Look through the listing below and work out how many of its lines hold the word "page". Give only the number.

◆ INFORMATION SUPPLIED

■ ■ ■ ■

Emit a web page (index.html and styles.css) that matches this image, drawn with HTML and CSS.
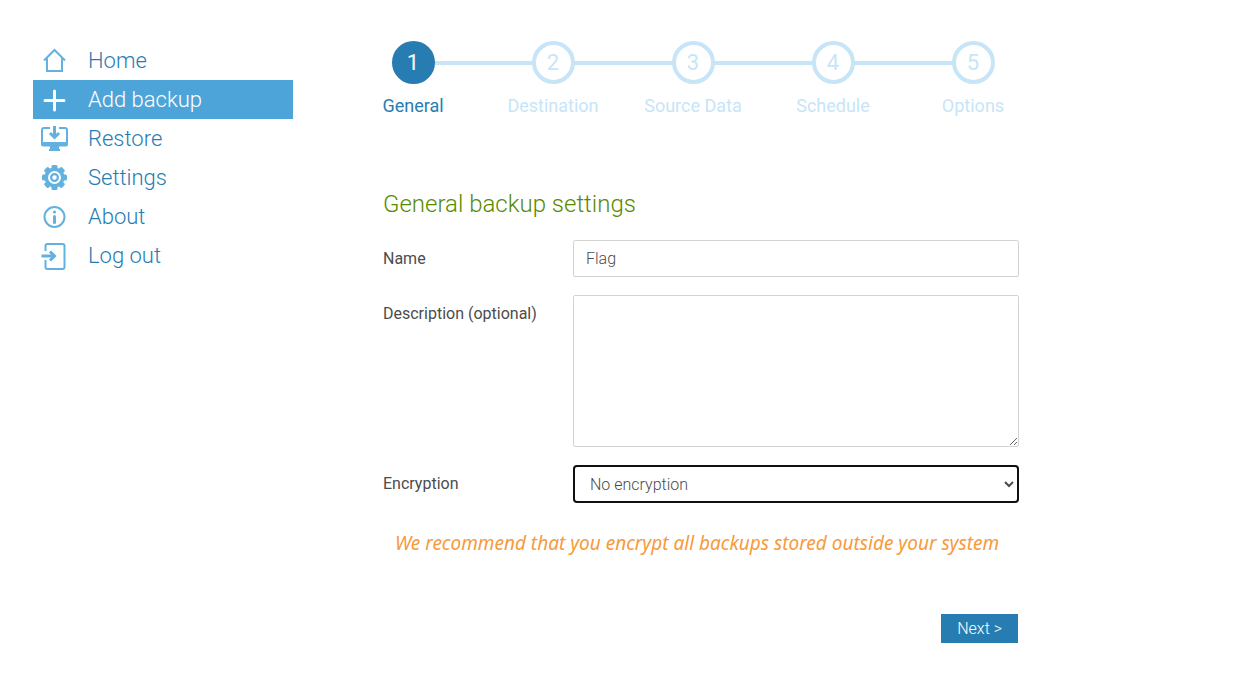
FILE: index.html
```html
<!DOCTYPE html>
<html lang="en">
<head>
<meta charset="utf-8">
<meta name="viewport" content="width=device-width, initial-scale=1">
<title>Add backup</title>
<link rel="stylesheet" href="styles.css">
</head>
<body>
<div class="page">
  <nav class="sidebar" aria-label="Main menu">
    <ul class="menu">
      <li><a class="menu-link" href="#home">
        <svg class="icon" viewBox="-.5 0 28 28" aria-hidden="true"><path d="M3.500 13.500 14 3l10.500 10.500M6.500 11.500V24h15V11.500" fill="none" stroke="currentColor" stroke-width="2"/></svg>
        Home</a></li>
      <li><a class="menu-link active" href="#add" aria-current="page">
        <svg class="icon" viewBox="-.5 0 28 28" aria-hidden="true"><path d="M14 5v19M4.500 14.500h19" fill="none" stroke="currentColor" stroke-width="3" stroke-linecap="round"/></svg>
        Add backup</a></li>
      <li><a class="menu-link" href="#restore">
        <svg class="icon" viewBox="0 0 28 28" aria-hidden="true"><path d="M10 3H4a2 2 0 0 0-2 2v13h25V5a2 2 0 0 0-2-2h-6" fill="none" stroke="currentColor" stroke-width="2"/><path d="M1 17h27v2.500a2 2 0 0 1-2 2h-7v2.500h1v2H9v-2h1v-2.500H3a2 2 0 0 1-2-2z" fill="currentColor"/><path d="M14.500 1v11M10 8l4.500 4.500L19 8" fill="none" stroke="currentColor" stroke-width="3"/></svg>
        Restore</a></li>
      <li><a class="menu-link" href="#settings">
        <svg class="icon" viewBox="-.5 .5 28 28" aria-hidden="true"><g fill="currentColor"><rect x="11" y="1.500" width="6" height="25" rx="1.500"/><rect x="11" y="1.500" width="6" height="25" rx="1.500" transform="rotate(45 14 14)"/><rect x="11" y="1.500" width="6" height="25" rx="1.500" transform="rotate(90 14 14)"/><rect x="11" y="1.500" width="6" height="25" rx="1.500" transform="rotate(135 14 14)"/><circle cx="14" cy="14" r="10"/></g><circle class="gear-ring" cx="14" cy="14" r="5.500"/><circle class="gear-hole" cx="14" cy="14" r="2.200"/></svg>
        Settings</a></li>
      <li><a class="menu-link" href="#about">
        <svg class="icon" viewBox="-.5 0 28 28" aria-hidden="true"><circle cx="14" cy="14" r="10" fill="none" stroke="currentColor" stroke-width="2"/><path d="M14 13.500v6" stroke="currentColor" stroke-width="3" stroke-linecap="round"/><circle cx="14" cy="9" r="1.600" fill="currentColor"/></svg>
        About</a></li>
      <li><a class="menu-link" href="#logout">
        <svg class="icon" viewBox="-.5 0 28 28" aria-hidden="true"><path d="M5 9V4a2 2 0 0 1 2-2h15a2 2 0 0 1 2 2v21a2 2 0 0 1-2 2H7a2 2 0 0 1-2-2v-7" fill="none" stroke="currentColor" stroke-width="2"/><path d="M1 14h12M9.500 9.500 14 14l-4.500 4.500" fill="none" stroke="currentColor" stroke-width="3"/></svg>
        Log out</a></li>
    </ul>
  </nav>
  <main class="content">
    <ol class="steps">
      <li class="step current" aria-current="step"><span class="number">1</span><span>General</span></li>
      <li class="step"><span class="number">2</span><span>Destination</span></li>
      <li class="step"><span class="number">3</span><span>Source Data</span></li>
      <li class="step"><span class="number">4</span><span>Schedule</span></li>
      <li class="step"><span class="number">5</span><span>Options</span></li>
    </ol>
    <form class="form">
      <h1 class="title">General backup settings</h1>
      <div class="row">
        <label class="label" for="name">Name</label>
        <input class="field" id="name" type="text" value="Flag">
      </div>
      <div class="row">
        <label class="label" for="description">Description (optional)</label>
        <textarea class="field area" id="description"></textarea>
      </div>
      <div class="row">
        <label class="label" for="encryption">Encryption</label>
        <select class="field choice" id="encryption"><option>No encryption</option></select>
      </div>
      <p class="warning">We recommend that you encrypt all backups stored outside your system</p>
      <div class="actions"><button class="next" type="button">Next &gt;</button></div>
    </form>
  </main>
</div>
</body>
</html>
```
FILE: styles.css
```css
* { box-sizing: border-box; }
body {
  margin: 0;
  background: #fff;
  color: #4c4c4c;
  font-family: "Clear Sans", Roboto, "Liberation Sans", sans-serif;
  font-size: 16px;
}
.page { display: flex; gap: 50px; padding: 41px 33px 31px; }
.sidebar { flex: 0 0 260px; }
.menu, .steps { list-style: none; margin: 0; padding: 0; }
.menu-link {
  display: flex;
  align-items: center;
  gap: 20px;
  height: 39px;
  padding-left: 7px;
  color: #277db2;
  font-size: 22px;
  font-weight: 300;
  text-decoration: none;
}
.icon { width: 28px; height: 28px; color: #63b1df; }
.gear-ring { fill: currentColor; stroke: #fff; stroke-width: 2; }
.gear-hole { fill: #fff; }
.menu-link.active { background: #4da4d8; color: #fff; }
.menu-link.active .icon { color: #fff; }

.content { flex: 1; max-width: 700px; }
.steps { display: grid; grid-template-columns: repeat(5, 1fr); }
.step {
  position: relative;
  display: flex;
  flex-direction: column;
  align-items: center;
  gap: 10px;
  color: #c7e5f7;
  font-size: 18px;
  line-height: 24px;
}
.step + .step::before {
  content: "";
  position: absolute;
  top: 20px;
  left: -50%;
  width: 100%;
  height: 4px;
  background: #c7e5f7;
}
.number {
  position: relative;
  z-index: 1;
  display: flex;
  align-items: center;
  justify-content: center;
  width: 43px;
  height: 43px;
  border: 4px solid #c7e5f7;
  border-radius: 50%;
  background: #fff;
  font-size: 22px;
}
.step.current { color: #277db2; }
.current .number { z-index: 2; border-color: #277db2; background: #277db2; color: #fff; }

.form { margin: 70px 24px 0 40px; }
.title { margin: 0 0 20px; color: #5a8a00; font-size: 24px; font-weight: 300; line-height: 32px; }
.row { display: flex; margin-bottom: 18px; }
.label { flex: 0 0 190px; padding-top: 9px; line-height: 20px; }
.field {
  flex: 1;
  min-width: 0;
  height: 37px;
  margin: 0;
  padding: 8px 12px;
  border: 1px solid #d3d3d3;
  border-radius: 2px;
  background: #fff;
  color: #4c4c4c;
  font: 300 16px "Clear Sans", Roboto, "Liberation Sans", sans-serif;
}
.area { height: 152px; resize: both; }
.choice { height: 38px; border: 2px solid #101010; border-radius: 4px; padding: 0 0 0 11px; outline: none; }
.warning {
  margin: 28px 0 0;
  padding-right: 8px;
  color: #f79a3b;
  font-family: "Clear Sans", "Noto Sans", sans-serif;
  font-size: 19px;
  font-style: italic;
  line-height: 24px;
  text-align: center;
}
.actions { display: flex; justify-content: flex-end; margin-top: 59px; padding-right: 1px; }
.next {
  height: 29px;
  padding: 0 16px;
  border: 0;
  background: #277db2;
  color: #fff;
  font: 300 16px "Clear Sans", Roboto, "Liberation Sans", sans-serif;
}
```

■ ■ ■ ■

◆ TASK RESULT
4